>> start

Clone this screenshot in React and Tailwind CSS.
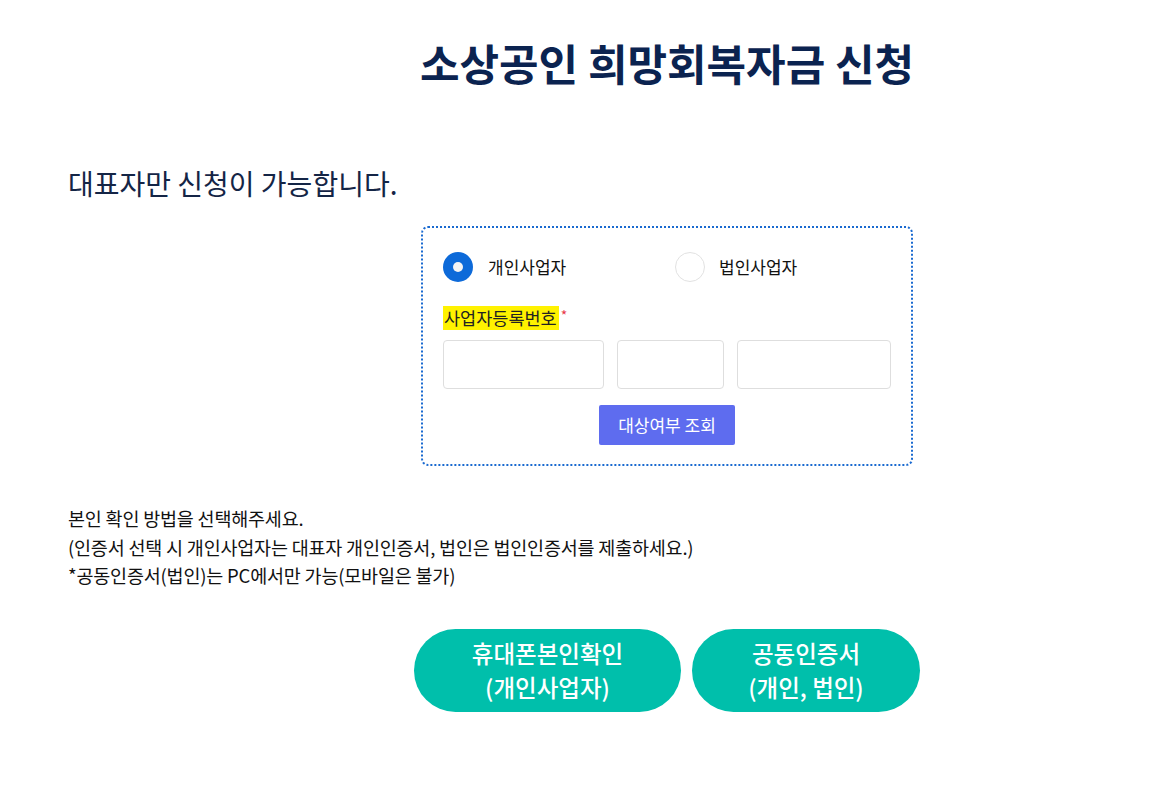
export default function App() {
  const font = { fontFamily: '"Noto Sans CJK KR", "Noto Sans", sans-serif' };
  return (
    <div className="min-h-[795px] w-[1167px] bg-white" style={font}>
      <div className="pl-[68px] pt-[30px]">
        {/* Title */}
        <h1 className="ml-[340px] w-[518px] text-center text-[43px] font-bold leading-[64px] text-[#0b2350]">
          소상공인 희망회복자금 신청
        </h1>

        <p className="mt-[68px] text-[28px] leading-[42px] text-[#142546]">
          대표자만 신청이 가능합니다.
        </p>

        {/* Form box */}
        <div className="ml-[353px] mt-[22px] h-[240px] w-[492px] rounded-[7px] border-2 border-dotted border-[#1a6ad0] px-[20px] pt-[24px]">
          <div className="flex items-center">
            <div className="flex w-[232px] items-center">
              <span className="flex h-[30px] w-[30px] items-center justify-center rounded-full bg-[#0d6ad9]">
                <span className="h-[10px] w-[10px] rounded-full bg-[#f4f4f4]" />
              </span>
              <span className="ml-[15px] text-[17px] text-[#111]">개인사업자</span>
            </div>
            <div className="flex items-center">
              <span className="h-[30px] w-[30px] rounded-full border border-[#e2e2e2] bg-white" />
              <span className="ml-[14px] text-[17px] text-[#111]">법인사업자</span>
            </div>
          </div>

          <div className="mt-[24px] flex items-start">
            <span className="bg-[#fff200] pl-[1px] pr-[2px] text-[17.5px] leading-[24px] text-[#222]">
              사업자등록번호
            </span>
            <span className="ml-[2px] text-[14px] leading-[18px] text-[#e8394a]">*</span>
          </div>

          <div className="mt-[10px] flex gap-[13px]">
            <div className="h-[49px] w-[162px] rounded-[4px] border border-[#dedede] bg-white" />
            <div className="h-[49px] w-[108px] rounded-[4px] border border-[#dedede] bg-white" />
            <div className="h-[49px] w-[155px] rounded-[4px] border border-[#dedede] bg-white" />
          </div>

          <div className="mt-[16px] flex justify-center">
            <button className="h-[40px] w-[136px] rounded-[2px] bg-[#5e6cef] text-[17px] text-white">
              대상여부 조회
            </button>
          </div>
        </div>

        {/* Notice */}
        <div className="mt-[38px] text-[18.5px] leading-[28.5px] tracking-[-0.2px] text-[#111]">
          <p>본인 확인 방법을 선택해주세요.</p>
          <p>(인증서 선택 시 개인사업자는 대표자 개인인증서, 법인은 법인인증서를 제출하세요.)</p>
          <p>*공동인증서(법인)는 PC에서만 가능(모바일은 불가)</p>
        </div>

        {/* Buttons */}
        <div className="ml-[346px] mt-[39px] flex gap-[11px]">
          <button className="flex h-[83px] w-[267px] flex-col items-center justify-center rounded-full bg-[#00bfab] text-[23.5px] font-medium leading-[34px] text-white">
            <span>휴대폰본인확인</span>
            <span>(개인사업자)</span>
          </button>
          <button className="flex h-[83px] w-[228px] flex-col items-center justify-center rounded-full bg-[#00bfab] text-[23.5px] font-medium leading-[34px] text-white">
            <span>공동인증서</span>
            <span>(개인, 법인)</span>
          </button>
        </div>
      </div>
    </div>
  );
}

>> end

[Task brief]:
What is needed is an exact reproduction of the data, pictures excluded.

[Answer to this exercise]:
Clone this screenshot in React and Tailwind CSS.
export default function App() {
  const font = { fontFamily: '"Noto Sans CJK KR", "Noto Sans", sans-serif' };
  return (
    <div className="min-h-[795px] w-[1167px] bg-white" style={font}>
      <div className="pl-[68px] pt-[30px]">
        {/* Title */}
        <h1 className="ml-[340px] w-[518px] text-center text-[43px] font-bold leading-[64px] text-[#0b2350]">
          소상공인 희망회복자금 신청
        </h1>

        <p className="mt-[68px] text-[28px] leading-[42px] text-[#142546]">
          대표자만 신청이 가능합니다.
        </p>

        {/* Form box */}
        <div className="ml-[353px] mt-[22px] h-[240px] w-[492px] rounded-[7px] border-2 border-dotted border-[#1a6ad0] px-[20px] pt-[24px]">
          <div className="flex items-center">
            <div className="flex w-[232px] items-center">
              <span className="flex h-[30px] w-[30px] items-center justify-center rounded-full bg-[#0d6ad9]">
                <span className="h-[10px] w-[10px] rounded-full bg-[#f4f4f4]" />
              </span>
              <span className="ml-[15px] text-[17px] text-[#111]">개인사업자</span>
            </div>
            <div className="flex items-center">
              <span className="h-[30px] w-[30px] rounded-full border border-[#e2e2e2] bg-white" />
              <span className="ml-[14px] text-[17px] text-[#111]">법인사업자</span>
            </div>
          </div>

          <div className="mt-[24px] flex items-start">
            <span className="bg-[#fff200] pl-[1px] pr-[2px] text-[17.5px] leading-[24px] text-[#222]">
              사업자등록번호
            </span>
            <span className="ml-[2px] text-[14px] leading-[18px] text-[#e8394a]">*</span>
          </div>

          <div className="mt-[10px] flex gap-[13px]">
            <div className="h-[49px] w-[162px] rounded-[4px] border border-[#dedede] bg-white" />
            <div className="h-[49px] w-[108px] rounded-[4px] border border-[#dedede] bg-white" />
            <div className="h-[49px] w-[155px] rounded-[4px] border border-[#dedede] bg-white" />
          </div>

          <div className="mt-[16px] flex justify-center">
            <button className="h-[40px] w-[136px] rounded-[2px] bg-[#5e6cef] text-[17px] text-white">
              대상여부 조회
            </button>
          </div>
        </div>

        {/* Notice */}
        <div className="mt-[38px] text-[18.5px] leading-[28.5px] tracking-[-0.2px] text-[#111]">
          <p>본인 확인 방법을 선택해주세요.</p>
          <p>(인증서 선택 시 개인사업자는 대표자 개인인증서, 법인은 법인인증서를 제출하세요.)</p>
          <p>*공동인증서(법인)는 PC에서만 가능(모바일은 불가)</p>
        </div>

        {/* Buttons */}
        <div className="ml-[346px] mt-[39px] flex gap-[11px]">
          <button className="flex h-[83px] w-[267px] flex-col items-center justify-center rounded-full bg-[#00bfab] text-[23.5px] font-medium leading-[34px] text-white">
            <span>휴대폰본인확인</span>
            <span>(개인사업자)</span>
          </button>
          <button className="flex h-[83px] w-[228px] flex-col items-center justify-center rounded-full bg-[#00bfab] text-[23.5px] font-medium leading-[34px] text-white">
            <span>공동인증서</span>
            <span>(개인, 법인)</span>
          </button>
        </div>
      </div>
    </div>
  );
}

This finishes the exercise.